A few minutes later, apropos of nothing, she called out again from behind me: "England is shit!" Apparently she wanted to be sure I got it.
Then as we pulled up in front of the hotel she shared her assessment of England one more time just in case I had missed it on the previous two occasions: "England is shit!" she shouted.
A high price for a ride.
One more story, this one pretty sad. I approached a young lady (again late teens/early 20s) to ask if she needed a ride, and she said, "Uh... Actually, yeah... But to the Westbank..."
"Oh sorry. I can't take you there," I said, stating the obvious. (For those of you not from around here, the Westbank is the area across the Mississippi River from New Orleans.)
"Yeah, I know," she agreed. "But, um, here's the deal. See, I work at this strip club, right? And I didn't make any money at all tonight. And I don't know how I'm going to get home. Is there any way you could just give me some money to get a cab?"

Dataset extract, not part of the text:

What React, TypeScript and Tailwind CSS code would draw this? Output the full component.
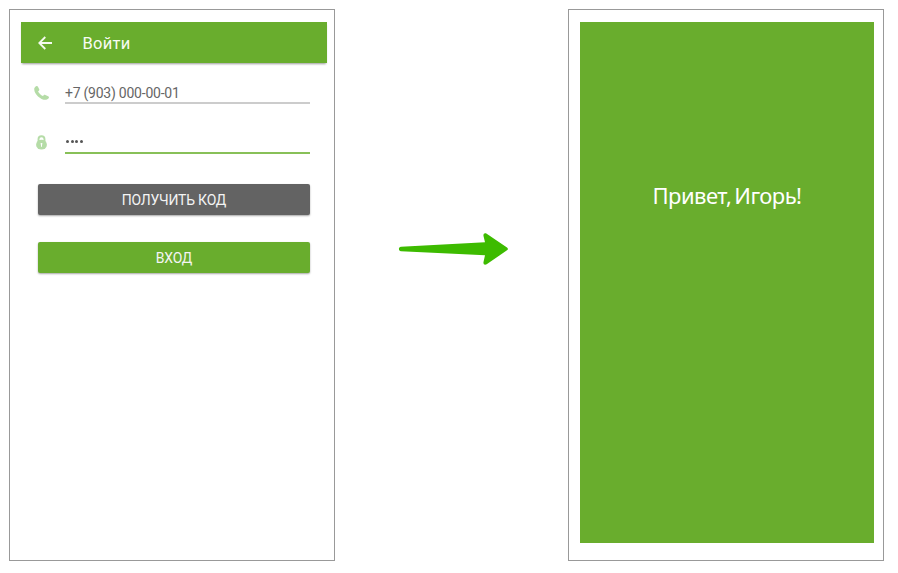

The cost of a taxi to the Westbank would probably have taken everything I had earned that evening up till that point. "Sorry. I can't help you there," I said as I began pedaling on down the street. I heard her behind me calling out, "I would do anything! I would..." The last part of the sentence was indistinguishable in the general Bourbon Street hubbub as I pulled away. But I have a pretty good idea what she might have been offering. Later on, I felt really bad. I think that if I had it to do over again, I would give her the money. I hope she found someone else to help her get home -- someone decent enough not to charge her the price she was willing to pay.